- [TASK BRIEF] Find each line containing the string "page". Copy it.
═══ AVAILABLE DATA
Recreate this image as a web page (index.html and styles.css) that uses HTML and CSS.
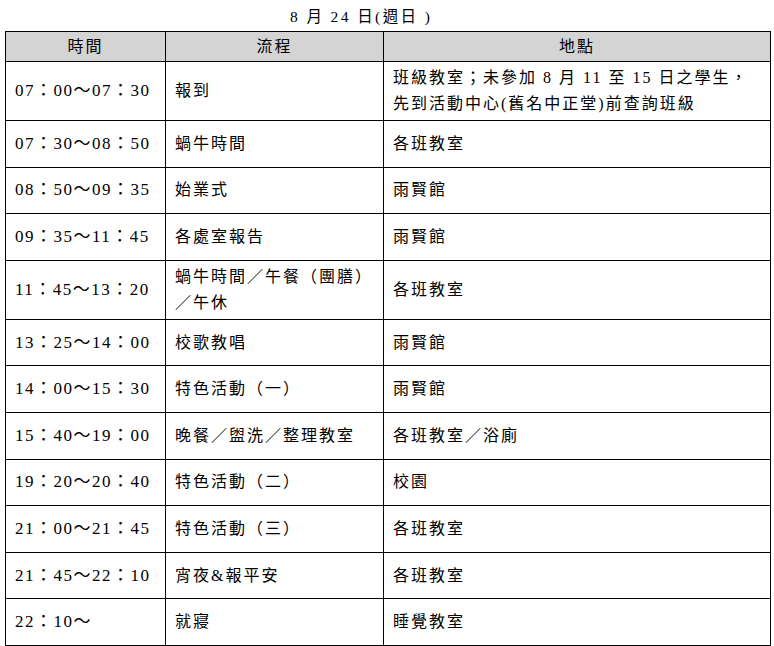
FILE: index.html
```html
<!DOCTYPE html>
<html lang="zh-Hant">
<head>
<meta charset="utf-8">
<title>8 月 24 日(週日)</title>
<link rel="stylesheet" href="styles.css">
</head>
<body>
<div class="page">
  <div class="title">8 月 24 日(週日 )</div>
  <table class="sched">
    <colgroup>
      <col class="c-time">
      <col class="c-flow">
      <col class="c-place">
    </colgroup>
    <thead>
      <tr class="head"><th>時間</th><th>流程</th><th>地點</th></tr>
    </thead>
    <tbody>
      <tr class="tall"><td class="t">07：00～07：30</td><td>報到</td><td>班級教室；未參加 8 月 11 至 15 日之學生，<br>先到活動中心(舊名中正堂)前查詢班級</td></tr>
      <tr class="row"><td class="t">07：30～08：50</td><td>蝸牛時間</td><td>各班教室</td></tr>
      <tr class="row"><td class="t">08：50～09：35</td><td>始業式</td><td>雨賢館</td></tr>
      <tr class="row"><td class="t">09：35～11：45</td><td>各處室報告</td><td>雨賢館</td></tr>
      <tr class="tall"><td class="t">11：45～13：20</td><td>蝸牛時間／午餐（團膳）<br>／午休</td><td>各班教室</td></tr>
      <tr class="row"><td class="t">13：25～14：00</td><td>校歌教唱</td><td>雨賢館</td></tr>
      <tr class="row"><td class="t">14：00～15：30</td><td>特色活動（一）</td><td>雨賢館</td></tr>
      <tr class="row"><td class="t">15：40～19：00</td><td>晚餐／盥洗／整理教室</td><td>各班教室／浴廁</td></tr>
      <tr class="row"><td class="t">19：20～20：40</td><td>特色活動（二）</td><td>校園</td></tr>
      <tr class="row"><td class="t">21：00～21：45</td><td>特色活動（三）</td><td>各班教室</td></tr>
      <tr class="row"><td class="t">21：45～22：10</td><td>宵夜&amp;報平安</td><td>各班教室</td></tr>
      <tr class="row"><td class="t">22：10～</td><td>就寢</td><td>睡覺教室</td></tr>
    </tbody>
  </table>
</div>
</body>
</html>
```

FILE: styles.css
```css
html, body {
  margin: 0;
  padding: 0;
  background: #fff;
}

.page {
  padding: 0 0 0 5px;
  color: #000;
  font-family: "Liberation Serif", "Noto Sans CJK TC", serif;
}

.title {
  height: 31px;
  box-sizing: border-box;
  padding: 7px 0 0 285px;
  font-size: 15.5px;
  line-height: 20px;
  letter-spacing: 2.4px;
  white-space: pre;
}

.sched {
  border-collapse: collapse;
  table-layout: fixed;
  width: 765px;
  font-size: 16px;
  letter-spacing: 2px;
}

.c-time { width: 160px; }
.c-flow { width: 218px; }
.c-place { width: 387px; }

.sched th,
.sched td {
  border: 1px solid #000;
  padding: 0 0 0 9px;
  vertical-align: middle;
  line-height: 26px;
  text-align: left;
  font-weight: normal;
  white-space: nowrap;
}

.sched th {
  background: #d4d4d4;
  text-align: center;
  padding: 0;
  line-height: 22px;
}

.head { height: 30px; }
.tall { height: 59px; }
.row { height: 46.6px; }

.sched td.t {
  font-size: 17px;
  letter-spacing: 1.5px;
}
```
══════
- [REPLY]
Recreate this image as a web page (index.html and styles.css) that uses HTML and CSS.
<div class="page">
.page {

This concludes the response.